Code that builds pages

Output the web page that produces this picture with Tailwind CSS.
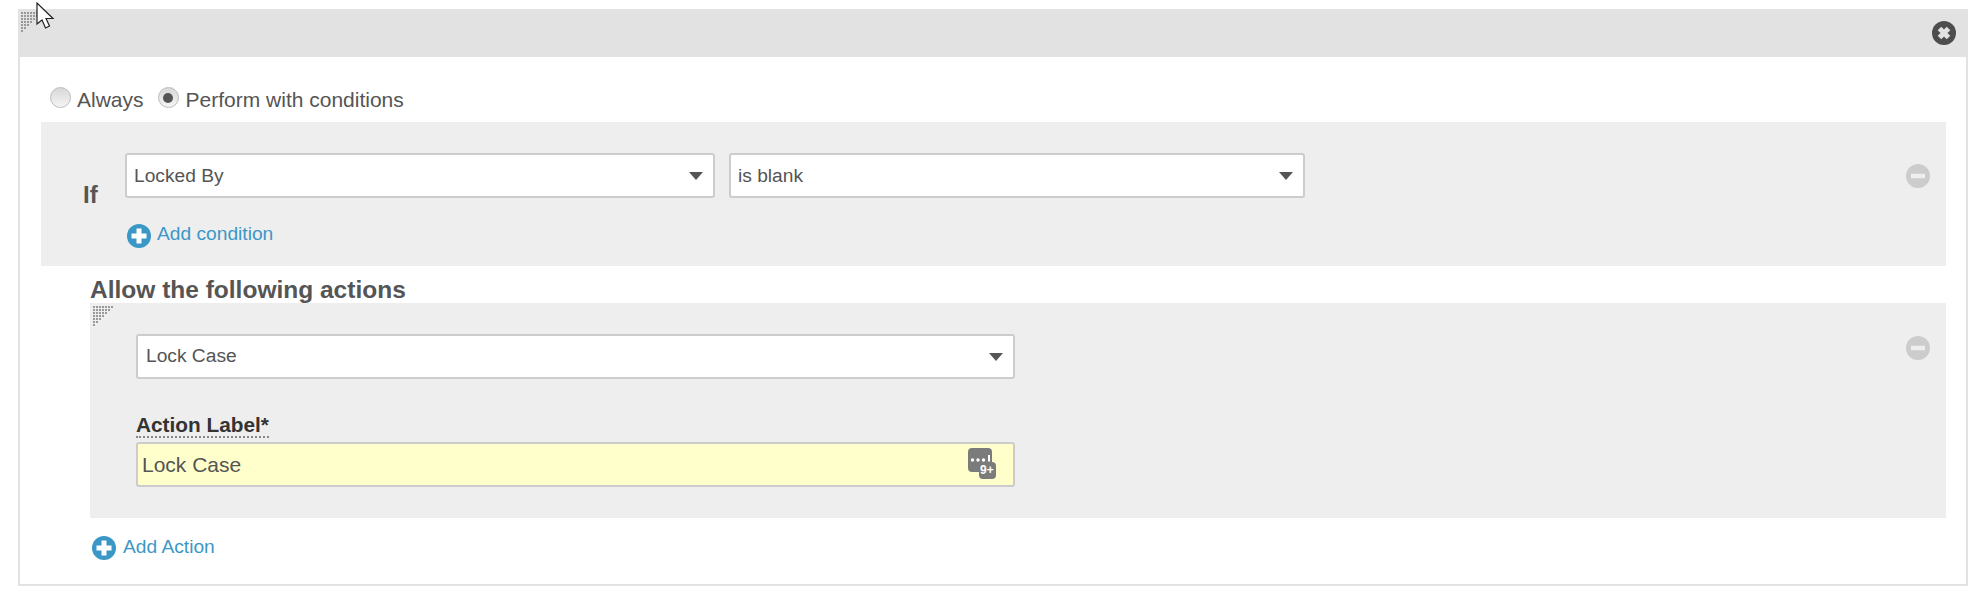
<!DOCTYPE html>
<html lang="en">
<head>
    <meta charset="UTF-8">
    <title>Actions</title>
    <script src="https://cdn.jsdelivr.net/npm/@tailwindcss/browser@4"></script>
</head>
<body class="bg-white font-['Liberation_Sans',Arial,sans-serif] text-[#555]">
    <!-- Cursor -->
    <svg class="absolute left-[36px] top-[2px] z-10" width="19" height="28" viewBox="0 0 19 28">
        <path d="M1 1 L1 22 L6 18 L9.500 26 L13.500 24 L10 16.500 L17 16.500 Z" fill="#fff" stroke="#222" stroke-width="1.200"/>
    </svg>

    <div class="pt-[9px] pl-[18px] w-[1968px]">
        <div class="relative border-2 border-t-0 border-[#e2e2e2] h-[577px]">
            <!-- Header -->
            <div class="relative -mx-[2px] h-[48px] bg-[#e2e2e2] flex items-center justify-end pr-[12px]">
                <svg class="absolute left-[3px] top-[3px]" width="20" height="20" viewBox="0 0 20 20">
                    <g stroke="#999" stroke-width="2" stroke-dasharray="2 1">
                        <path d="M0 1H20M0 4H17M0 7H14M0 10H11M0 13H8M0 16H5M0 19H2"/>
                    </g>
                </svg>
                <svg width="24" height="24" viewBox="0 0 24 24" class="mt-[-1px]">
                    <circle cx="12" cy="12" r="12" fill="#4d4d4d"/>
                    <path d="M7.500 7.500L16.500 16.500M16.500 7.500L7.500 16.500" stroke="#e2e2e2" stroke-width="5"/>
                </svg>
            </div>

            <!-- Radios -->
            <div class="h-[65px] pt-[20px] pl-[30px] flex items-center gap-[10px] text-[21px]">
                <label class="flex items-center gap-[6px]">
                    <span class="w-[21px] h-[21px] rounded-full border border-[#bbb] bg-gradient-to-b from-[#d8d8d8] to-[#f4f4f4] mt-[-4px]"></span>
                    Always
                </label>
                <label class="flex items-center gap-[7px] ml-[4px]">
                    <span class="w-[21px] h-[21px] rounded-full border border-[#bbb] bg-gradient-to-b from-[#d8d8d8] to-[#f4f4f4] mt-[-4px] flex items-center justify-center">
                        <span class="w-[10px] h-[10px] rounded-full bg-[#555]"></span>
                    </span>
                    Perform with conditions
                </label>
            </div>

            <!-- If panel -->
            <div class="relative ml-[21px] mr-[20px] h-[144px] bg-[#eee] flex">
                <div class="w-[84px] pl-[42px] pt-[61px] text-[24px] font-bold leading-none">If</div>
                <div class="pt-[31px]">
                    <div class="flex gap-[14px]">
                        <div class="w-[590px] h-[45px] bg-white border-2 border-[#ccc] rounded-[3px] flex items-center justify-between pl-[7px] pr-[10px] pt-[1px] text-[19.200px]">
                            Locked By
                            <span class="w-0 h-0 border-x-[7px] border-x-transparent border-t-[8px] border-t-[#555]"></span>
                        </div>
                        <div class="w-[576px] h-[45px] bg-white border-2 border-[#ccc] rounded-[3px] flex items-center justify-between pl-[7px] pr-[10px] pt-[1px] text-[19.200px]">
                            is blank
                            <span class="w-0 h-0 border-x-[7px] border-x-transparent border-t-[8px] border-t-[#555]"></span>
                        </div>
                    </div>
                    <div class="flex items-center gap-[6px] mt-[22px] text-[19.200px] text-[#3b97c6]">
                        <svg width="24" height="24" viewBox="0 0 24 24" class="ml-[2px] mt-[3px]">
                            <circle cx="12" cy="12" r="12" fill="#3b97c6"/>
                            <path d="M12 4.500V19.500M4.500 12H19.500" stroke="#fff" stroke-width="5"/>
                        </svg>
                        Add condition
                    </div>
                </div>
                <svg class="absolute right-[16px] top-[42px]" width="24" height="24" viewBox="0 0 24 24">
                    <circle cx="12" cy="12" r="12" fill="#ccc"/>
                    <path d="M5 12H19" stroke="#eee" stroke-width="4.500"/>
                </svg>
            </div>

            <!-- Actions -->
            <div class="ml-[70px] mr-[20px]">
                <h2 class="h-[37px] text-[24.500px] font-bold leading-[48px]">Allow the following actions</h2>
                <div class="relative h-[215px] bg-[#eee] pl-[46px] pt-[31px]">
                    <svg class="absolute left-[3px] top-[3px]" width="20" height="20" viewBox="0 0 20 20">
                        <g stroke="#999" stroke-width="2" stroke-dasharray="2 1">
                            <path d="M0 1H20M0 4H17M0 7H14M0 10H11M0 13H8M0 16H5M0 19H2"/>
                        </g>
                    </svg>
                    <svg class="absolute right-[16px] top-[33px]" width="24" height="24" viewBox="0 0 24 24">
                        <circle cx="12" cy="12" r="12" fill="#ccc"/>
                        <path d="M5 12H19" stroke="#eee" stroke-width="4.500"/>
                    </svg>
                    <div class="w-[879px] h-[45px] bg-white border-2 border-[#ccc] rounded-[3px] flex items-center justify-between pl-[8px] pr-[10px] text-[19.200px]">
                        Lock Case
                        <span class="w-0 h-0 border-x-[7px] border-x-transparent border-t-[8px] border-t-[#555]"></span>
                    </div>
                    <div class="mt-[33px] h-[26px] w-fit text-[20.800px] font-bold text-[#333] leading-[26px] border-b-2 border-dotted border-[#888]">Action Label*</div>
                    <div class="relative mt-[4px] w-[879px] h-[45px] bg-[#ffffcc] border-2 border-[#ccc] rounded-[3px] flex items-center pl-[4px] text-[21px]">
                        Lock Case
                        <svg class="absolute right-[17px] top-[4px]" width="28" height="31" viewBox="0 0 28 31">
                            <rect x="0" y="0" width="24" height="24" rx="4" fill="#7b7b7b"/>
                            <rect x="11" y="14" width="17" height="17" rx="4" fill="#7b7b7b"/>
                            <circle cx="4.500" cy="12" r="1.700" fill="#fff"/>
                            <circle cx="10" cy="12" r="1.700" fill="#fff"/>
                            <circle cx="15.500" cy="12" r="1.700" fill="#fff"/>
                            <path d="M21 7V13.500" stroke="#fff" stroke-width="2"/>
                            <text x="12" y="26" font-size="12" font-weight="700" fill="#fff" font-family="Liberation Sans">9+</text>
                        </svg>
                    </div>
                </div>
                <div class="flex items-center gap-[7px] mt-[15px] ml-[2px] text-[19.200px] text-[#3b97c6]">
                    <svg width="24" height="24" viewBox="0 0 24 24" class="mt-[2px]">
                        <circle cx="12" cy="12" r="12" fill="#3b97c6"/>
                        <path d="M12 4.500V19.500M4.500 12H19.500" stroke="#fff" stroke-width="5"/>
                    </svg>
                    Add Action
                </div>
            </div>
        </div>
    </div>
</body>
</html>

---

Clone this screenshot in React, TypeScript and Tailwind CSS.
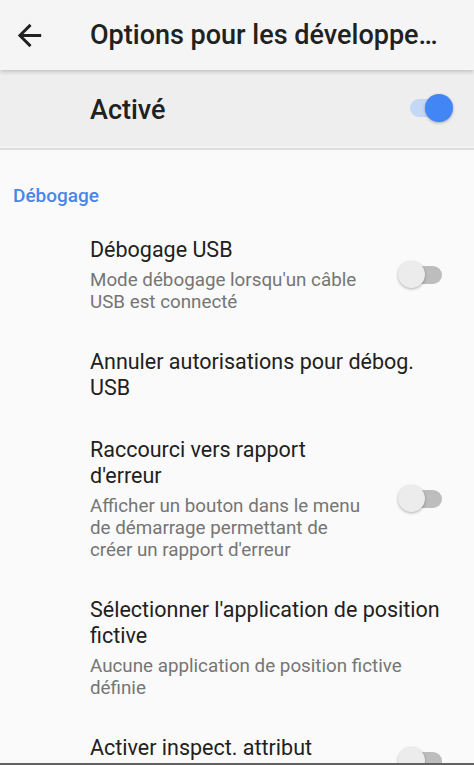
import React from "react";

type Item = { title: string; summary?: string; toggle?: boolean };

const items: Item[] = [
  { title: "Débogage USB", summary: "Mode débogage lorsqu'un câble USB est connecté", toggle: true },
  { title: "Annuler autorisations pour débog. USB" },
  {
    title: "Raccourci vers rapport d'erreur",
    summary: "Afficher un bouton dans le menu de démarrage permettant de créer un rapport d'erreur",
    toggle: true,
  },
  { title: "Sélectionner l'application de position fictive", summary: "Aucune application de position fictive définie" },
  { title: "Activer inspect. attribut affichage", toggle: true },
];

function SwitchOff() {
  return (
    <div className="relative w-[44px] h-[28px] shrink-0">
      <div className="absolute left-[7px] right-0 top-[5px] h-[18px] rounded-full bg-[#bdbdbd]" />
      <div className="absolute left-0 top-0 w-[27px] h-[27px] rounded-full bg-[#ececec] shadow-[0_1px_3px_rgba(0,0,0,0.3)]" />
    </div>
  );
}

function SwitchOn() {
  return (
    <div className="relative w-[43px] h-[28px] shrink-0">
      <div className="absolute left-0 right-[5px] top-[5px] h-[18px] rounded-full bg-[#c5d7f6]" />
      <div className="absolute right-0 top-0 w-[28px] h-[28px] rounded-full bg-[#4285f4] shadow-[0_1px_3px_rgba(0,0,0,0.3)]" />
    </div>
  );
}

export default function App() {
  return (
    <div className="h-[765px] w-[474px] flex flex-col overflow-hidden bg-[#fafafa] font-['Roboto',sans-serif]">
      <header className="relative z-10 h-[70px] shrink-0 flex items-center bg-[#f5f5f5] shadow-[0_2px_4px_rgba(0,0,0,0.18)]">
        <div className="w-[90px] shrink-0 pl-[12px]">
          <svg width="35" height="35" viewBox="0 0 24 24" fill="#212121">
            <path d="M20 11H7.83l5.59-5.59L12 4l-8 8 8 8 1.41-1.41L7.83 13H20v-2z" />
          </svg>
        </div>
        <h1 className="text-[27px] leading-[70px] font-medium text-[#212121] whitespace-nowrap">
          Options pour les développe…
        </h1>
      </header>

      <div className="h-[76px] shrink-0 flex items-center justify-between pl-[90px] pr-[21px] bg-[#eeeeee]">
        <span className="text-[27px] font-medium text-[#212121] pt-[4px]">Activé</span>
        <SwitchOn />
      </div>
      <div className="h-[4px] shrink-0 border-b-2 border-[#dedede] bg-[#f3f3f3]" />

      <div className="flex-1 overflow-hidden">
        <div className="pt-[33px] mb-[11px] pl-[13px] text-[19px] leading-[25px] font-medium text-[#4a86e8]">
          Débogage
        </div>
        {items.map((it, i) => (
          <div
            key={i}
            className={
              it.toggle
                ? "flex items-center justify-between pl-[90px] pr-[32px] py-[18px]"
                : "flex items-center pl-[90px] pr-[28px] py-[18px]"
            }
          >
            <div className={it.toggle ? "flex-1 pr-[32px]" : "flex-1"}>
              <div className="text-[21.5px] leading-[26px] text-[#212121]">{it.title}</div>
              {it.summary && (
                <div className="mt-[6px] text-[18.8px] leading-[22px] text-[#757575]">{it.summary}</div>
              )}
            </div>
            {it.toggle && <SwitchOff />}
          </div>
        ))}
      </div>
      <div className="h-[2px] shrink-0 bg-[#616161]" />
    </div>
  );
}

Required work:
Look for the word "React" in every line of the listing and copy the lines that have it.

Reply:
Clone this screenshot in React, TypeScript and Tailwind CSS.
import React from "react";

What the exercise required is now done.